[Short task] Return the lines from the line containing "Write the React" through the line containing "see the Consortium" exactly. No other line should appear in the answer.

══ Supplied data

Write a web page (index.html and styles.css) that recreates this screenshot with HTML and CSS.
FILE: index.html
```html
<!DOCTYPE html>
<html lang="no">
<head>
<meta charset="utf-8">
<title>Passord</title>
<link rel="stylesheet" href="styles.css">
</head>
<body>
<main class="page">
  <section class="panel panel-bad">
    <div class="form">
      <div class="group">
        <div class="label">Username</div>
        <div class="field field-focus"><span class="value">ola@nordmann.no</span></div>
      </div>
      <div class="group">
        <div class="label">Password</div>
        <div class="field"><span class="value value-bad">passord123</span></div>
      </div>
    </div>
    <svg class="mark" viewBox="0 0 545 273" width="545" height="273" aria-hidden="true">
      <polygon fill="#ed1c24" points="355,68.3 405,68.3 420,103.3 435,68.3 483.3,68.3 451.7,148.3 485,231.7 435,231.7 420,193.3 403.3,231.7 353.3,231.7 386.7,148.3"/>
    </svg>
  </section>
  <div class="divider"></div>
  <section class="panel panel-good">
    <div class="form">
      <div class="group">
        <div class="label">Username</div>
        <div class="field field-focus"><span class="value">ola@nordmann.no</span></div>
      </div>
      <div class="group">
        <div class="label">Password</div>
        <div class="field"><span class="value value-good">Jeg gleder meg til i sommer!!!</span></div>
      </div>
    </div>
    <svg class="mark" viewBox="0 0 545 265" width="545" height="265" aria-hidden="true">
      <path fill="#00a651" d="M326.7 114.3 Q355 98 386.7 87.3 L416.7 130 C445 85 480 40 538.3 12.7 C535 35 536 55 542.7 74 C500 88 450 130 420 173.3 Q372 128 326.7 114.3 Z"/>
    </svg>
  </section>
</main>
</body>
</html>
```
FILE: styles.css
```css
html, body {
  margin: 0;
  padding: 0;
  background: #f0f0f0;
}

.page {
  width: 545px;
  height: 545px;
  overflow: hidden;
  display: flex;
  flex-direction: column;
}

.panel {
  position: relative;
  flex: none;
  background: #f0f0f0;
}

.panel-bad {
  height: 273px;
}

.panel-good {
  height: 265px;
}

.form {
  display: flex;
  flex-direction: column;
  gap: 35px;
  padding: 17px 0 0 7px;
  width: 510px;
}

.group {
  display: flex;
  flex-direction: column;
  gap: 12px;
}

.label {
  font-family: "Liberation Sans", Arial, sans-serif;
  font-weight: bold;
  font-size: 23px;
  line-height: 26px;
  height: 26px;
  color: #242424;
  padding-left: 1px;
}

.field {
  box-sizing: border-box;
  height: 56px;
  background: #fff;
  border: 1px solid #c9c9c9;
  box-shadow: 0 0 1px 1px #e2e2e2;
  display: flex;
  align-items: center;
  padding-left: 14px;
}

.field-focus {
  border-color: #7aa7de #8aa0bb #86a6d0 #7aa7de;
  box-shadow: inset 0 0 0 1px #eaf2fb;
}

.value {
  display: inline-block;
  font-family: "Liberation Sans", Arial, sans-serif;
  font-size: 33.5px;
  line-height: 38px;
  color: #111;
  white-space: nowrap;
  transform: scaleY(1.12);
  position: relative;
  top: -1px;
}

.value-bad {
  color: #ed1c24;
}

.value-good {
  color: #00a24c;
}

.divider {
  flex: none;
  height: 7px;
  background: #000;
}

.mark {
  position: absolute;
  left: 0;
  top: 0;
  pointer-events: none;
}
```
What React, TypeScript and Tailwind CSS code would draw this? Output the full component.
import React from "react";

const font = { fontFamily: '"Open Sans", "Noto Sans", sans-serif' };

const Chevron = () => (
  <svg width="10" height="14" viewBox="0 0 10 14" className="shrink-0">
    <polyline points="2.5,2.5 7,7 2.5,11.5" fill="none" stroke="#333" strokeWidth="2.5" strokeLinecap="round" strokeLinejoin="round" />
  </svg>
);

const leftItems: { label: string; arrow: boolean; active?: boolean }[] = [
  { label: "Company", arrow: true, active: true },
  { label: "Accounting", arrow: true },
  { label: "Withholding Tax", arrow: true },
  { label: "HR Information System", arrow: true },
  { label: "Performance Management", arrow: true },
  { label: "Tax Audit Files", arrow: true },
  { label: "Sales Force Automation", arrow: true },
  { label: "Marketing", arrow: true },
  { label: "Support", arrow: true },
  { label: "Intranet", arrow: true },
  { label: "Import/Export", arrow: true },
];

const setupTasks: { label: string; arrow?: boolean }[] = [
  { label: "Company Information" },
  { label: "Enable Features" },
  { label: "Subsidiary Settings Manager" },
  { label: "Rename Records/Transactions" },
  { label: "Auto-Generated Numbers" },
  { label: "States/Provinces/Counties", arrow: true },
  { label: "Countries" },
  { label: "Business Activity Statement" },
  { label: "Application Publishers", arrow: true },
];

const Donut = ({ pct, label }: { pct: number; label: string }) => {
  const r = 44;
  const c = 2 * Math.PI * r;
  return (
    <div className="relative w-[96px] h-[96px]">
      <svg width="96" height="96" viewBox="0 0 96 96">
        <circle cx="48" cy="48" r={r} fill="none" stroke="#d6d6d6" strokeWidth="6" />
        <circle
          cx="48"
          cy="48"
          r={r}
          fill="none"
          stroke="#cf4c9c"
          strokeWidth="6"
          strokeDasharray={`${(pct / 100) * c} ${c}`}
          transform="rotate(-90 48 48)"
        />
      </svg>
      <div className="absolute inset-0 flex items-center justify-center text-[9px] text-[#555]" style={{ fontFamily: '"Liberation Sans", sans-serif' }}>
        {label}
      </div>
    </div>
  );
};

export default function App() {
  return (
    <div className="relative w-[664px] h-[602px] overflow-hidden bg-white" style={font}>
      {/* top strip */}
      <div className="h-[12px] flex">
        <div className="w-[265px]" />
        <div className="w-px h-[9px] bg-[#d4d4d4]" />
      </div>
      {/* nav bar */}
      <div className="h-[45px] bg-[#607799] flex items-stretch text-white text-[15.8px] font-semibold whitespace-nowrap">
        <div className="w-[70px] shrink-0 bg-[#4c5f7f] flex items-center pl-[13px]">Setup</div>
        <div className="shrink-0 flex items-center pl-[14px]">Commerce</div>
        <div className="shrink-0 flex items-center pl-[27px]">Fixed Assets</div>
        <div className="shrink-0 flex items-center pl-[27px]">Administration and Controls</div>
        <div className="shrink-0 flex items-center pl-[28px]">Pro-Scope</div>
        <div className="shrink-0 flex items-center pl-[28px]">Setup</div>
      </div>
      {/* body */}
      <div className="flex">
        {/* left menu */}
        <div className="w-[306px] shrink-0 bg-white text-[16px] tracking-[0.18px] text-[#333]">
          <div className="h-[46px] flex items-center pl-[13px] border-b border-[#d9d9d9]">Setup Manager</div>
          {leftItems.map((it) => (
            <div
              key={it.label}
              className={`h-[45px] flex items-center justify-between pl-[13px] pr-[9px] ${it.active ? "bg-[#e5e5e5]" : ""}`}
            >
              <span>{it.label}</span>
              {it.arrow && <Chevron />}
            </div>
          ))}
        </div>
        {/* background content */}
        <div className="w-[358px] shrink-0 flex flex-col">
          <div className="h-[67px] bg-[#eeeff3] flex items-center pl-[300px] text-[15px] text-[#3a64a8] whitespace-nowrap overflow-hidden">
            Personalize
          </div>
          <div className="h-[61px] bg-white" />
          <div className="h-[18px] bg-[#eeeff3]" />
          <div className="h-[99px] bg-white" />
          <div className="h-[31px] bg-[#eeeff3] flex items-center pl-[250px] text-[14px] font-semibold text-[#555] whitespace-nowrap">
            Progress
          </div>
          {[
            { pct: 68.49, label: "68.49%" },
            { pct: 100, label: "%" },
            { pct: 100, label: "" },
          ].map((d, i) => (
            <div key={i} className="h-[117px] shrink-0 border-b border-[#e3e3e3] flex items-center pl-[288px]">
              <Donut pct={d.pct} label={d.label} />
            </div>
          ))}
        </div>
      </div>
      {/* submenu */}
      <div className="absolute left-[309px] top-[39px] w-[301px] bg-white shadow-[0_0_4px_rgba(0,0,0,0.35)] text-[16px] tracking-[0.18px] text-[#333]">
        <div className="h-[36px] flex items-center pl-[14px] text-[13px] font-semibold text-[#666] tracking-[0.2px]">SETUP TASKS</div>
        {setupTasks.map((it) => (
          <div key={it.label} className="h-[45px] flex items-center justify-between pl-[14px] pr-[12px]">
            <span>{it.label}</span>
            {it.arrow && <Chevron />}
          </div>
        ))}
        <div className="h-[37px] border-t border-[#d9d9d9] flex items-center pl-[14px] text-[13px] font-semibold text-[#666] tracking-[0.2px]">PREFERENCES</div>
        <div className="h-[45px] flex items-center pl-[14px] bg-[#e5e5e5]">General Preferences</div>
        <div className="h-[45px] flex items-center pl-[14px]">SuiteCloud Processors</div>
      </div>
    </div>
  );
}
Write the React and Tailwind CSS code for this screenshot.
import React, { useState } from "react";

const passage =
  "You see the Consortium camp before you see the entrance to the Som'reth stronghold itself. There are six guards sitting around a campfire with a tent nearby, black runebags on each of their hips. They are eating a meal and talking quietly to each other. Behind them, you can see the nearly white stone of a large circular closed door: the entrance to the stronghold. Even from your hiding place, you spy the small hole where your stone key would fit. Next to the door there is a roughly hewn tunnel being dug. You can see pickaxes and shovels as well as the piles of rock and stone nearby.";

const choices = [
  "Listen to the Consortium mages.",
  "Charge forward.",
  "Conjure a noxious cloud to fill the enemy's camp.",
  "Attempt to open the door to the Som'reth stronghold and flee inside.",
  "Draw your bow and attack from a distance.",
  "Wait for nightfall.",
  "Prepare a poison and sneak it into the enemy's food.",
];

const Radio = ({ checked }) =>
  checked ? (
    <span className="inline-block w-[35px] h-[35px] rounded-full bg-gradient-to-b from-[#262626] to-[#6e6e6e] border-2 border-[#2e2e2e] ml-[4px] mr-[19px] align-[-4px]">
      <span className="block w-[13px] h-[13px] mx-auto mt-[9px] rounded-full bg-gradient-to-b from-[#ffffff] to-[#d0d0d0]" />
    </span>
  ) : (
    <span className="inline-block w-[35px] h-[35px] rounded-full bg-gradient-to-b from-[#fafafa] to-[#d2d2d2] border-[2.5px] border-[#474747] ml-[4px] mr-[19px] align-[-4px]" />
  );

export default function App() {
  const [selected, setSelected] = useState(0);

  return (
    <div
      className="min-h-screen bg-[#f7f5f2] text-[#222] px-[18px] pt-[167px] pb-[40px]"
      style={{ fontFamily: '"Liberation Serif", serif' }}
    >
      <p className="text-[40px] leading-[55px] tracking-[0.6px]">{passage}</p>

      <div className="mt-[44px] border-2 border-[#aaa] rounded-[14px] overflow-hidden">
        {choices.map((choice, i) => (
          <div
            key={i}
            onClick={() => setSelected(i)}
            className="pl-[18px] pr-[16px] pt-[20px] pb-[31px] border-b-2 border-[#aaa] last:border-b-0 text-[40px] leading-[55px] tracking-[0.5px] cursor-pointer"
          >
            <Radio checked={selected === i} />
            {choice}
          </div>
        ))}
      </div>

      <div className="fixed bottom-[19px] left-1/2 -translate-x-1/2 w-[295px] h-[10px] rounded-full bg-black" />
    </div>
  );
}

════

[Completed task]
Write the React and Tailwind CSS code for this screenshot.
import React, { useState } from "react";

const passage =
  "You see the Consortium camp before you see the entrance to the Som'reth stronghold itself. There are six guards sitting around a campfire with a tent nearby, black runebags on each of their hips. They are eating a meal and talking quietly to each other. Behind them, you can see the nearly white stone of a large circular closed door: the entrance to the stronghold. Even from your hiding place, you spy the small hole where your stone key would fit. Next to the door there is a roughly hewn tunnel being dug. You can see pickaxes and shovels as well as the piles of rock and stone nearby.";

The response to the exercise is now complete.